BRUSSELS (Reuters) - EU ministers must agree by March 20 a European Union goal to cut the bloc's emissions by at least 40 percent as its official contribution to U.N. climate change talks, French Energy Minister Segolene Royal said on Thursday.
France will host a Paris conference at the end of the year to try to agree a new global deal on curbing planet-warming emissions and the European Commission, the EU executive, has called on all the big polluters to make early promises to reduce greenhouse gas emissions.
Environment ministers will debate the official EU contribution, known as an intended nationally determined contribution (INDC), at talks in Brussels on Friday, but diplomats said formal endorsement might be delayed until a summit of EU heads of state and government on March 20.
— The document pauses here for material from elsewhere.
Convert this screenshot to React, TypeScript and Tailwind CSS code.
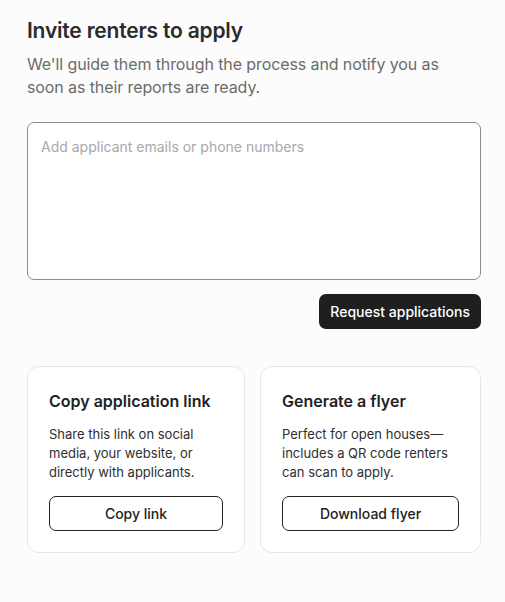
export default function App() {
  return (
    <div
      className="min-h-[602px] w-full bg-[#fcfcfc] text-[#222]"
      style={{ fontFamily: 'Inter, "Liberation Sans", sans-serif' }}
    >
      <div className="pl-[27px] pr-[24px] pt-[16px] pb-10">
        <h1 className="text-[21px] leading-[30px] font-semibold text-[#2b2b2b] tracking-[-0.2px]">
          Invite renters to apply
        </h1>
        <p className="mt-[7px] max-w-[420px] text-[16px] leading-[23px] text-[#6b6b6b] tracking-[-0.1px]">
          We'll guide them through the process and notify you as soon as their reports are ready.
        </p>

        <textarea
          placeholder="Add applicant emails or phone numbers"
          className="mt-[23px] block w-full h-[158px] resize-none rounded-[7px] border border-[#8c8c8c] bg-white px-[13px] py-[14px] text-[14px] leading-[20px] text-[#222] placeholder:text-[#a8a8a8] outline-none"
        />

        <div className="mt-[14px] flex justify-end">
          <button
            type="button"
            className="h-[35px] rounded-[7px] bg-[#1f1f1f] px-[11px] text-[14px] font-medium text-white"
          >
            Request applications
          </button>
        </div>

        <div className="mt-[37px] grid grid-cols-[218px_221px] gap-[15px]">
          <ActionCard
            title="Copy application link"
            body="Share this link on social media, your website, or directly with applicants."
            action="Copy link"
          />
          <ActionCard
            title="Generate a flyer"
            body="Perfect for open houses—includes a QR code renters can scan to apply."
            action="Download flyer"
          />
        </div>
      </div>
    </div>
  );
}

interface ActionCardProps {
  title: string;
  body: string;
  action: string;
}

function ActionCard({ title, body, action }: ActionCardProps) {
  return (
    <div className="rounded-[12px] border border-[#e6e6e6] bg-white px-[21px] pt-[22px] pb-[21px]">
      <h2 className="text-[16px] leading-[24px] font-semibold text-[#222]">{title}</h2>
      <p className="mt-[12px] text-[13px] leading-[19px] text-[#2e2e2e]">{body}</p>
      <button
        type="button"
        className="mt-[14px] h-[35px] w-full rounded-[7px] border border-[#222] bg-white text-[14px] font-medium text-[#222]"
      >
        {action}
      </button>
    </div>
  );
}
Royal said that was the ultimate deadline.
"We have to be the first in the world to put forward our contribution to Paris. We have to lead by example," she said. "It is crucial to reach concrete results by March 20."
A draft document drawn up by Latvia, current holder of the EU presidency, says the official INDC for the European Union will be a binding target of a 40 percent cut in emissions by 2030, compared to levels emitted in 1990.
The target has to be achieved domestically rather than through offsets that allow member states to buy into carbon-cutting schemes outside Europe.
EU diplomats, speaking on condition of anonymity, say the 40 percent target will have to be shared out among member states and debate over exactly how that will be achieved is unlikely to be completed before the Paris conference, which starts at the end of November.
One option is to share out the effort based on a member state's GDP per capita.
Some member states, such as Poland, which relies on highly polluting coal, and industry have said there is no point in Europe making huge promises that could undermine its competitiveness when bigger polluters are doing less.
Environmental campaign group WWF said in a statement the EU was not being ambitious enough.